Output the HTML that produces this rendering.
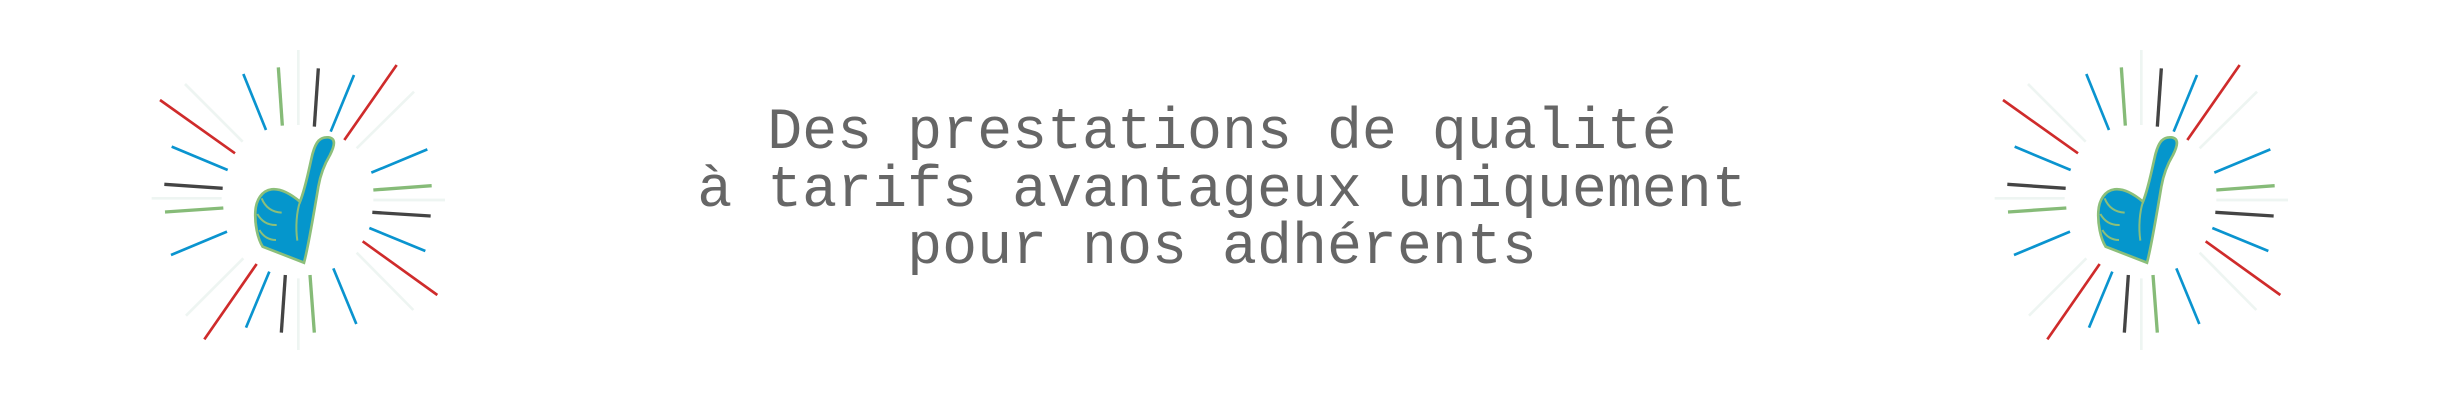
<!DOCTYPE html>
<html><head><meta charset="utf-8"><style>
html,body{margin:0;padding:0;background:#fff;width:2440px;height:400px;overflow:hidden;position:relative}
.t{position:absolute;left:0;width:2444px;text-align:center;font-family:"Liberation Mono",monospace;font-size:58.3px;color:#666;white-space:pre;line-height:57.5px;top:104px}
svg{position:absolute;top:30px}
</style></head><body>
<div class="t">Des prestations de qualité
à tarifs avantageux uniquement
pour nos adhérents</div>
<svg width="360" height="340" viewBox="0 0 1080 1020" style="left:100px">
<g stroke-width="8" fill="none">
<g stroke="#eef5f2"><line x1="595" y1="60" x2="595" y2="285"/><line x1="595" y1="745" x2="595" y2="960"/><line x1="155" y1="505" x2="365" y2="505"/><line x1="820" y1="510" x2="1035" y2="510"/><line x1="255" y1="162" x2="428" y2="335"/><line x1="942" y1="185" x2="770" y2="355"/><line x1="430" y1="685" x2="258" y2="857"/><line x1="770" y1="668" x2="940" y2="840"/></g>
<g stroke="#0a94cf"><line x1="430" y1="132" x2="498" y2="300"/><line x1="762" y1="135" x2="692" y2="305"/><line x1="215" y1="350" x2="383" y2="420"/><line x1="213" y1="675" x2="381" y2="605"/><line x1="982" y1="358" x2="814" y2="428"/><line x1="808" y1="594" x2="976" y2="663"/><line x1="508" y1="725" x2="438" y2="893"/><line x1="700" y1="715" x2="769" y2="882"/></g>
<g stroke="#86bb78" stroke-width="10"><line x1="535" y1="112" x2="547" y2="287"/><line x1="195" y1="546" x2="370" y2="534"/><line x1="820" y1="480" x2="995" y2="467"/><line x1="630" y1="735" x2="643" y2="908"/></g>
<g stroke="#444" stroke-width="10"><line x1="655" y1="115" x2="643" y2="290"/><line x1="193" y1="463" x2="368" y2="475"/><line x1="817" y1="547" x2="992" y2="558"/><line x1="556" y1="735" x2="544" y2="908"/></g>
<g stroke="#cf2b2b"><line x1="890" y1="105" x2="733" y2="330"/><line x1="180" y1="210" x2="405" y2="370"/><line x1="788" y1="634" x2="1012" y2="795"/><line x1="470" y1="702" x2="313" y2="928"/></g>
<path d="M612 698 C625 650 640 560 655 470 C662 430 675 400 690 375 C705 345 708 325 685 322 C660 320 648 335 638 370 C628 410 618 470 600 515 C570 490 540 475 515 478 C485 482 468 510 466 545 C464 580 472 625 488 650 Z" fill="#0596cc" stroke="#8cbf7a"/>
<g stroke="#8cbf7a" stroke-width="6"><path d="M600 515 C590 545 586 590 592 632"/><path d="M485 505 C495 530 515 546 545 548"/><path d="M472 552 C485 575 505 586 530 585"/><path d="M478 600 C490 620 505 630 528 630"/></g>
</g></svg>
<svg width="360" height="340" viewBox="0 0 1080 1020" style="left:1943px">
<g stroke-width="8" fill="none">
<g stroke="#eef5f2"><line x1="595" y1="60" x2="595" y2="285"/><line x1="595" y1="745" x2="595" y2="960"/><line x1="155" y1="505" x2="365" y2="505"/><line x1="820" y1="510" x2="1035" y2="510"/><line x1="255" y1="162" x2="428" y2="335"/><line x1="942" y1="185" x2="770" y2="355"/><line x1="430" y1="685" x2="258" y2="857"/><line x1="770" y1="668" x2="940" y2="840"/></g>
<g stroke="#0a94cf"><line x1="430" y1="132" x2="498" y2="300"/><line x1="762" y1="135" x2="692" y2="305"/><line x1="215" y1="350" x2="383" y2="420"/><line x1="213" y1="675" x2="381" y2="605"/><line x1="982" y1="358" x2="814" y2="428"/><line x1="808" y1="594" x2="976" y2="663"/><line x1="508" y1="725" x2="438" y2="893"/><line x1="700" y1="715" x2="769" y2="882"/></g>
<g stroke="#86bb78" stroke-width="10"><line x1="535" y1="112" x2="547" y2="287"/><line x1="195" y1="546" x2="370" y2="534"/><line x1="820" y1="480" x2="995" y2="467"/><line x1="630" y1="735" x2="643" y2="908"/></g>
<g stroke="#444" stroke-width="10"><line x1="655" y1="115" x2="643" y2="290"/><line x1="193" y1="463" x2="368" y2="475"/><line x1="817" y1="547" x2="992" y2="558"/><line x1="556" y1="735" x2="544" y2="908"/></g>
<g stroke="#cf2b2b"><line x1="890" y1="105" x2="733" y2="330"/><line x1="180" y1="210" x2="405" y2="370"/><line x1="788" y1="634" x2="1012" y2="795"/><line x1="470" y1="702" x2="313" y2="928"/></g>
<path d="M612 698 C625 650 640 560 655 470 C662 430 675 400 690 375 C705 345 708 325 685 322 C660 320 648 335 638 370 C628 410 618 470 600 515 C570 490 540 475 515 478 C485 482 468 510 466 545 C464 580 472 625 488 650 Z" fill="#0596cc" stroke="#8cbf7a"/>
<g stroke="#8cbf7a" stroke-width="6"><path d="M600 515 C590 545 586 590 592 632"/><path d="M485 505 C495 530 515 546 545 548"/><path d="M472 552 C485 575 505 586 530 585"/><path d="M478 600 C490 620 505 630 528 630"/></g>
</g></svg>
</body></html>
• • •
* **What you are asked to do**:
Reproduce the full listing faithfully, but do not carry over any pictures.

* **Exercise response**:
Output the HTML that produces this rendering.
<!DOCTYPE html>
<html><head><meta charset="utf-8"><style>
html,body{margin:0;padding:0;background:#fff;width:2440px;height:400px;overflow:hidden;position:relative}
.t{position:absolute;left:0;width:2444px;text-align:center;font-family:"Liberation Mono",monospace;font-size:58.3px;color:#666;white-space:pre;line-height:57.5px;top:104px}
svg{position:absolute;top:30px}
</style></head><body>
<div class="t">Des prestations de qualité
à tarifs avantageux uniquement
pour nos adhérents</div>
<svg width="360" height="340" viewBox="0 0 1080 1020" style="left:100px">
<g stroke-width="8" fill="none">
<g stroke="#eef5f2"><line x1="595" y1="60" x2="595" y2="285"/><line x1="595" y1="745" x2="595" y2="960"/><line x1="155" y1="505" x2="365" y2="505"/><line x1="820" y1="510" x2="1035" y2="510"/><line x1="255" y1="162" x2="428" y2="335"/><line x1="942" y1="185" x2="770" y2="355"/><line x1="430" y1="685" x2="258" y2="857"/><line x1="770" y1="668" x2="940" y2="840"/></g>
<g stroke="#0a94cf"><line x1="430" y1="132" x2="498" y2="300"/><line x1="762" y1="135" x2="692" y2="305"/><line x1="215" y1="350" x2="383" y2="420"/><line x1="213" y1="675" x2="381" y2="605"/><line x1="982" y1="358" x2="814" y2="428"/><line x1="808" y1="594" x2="976" y2="663"/><line x1="508" y1="725" x2="438" y2="893"/><line x1="700" y1="715" x2="769" y2="882"/></g>
<g stroke="#86bb78" stroke-width="10"><line x1="535" y1="112" x2="547" y2="287"/><line x1="195" y1="546" x2="370" y2="534"/><line x1="820" y1="480" x2="995" y2="467"/><line x1="630" y1="735" x2="643" y2="908"/></g>
<g stroke="#444" stroke-width="10"><line x1="655" y1="115" x2="643" y2="290"/><line x1="193" y1="463" x2="368" y2="475"/><line x1="817" y1="547" x2="992" y2="558"/><line x1="556" y1="735" x2="544" y2="908"/></g>
<g stroke="#cf2b2b"><line x1="890" y1="105" x2="733" y2="330"/><line x1="180" y1="210" x2="405" y2="370"/><line x1="788" y1="634" x2="1012" y2="795"/><line x1="470" y1="702" x2="313" y2="928"/></g>
<path d="M612 698 C625 650 640 560 655 470 C662 430 675 400 690 375 C705 345 708 325 685 322 C660 320 648 335 638 370 C628 410 618 470 600 515 C570 490 540 475 515 478 C485 482 468 510 466 545 C464 580 472 625 488 650 Z" fill="#0596cc" stroke="#8cbf7a"/>
<g stroke="#8cbf7a" stroke-width="6"><path d="M600 515 C590 545 586 590 592 632"/><path d="M485 505 C495 530 515 546 545 548"/><path d="M472 552 C485 575 505 586 530 585"/><path d="M478 600 C490 620 505 630 528 630"/></g>
</g></svg>
<svg width="360" height="340" viewBox="0 0 1080 1020" style="left:1943px">
<g stroke-width="8" fill="none">
<g stroke="#eef5f2"><line x1="595" y1="60" x2="595" y2="285"/><line x1="595" y1="745" x2="595" y2="960"/><line x1="155" y1="505" x2="365" y2="505"/><line x1="820" y1="510" x2="1035" y2="510"/><line x1="255" y1="162" x2="428" y2="335"/><line x1="942" y1="185" x2="770" y2="355"/><line x1="430" y1="685" x2="258" y2="857"/><line x1="770" y1="668" x2="940" y2="840"/></g>
<g stroke="#0a94cf"><line x1="430" y1="132" x2="498" y2="300"/><line x1="762" y1="135" x2="692" y2="305"/><line x1="215" y1="350" x2="383" y2="420"/><line x1="213" y1="675" x2="381" y2="605"/><line x1="982" y1="358" x2="814" y2="428"/><line x1="808" y1="594" x2="976" y2="663"/><line x1="508" y1="725" x2="438" y2="893"/><line x1="700" y1="715" x2="769" y2="882"/></g>
<g stroke="#86bb78" stroke-width="10"><line x1="535" y1="112" x2="547" y2="287"/><line x1="195" y1="546" x2="370" y2="534"/><line x1="820" y1="480" x2="995" y2="467"/><line x1="630" y1="735" x2="643" y2="908"/></g>
<g stroke="#444" stroke-width="10"><line x1="655" y1="115" x2="643" y2="290"/><line x1="193" y1="463" x2="368" y2="475"/><line x1="817" y1="547" x2="992" y2="558"/><line x1="556" y1="735" x2="544" y2="908"/></g>
<g stroke="#cf2b2b"><line x1="890" y1="105" x2="733" y2="330"/><line x1="180" y1="210" x2="405" y2="370"/><line x1="788" y1="634" x2="1012" y2="795"/><line x1="470" y1="702" x2="313" y2="928"/></g>
<path d="M612 698 C625 650 640 560 655 470 C662 430 675 400 690 375 C705 345 708 325 685 322 C660 320 648 335 638 370 C628 410 618 470 600 515 C570 490 540 475 515 478 C485 482 468 510 466 545 C464 580 472 625 488 650 Z" fill="#0596cc" stroke="#8cbf7a"/>
<g stroke="#8cbf7a" stroke-width="6"><path d="M600 515 C590 545 586 590 592 632"/><path d="M485 505 C495 530 515 546 545 548"/><path d="M472 552 C485 575 505 586 530 585"/><path d="M478 600 C490 620 505 630 528 630"/></g>
</g></svg>
</body></html>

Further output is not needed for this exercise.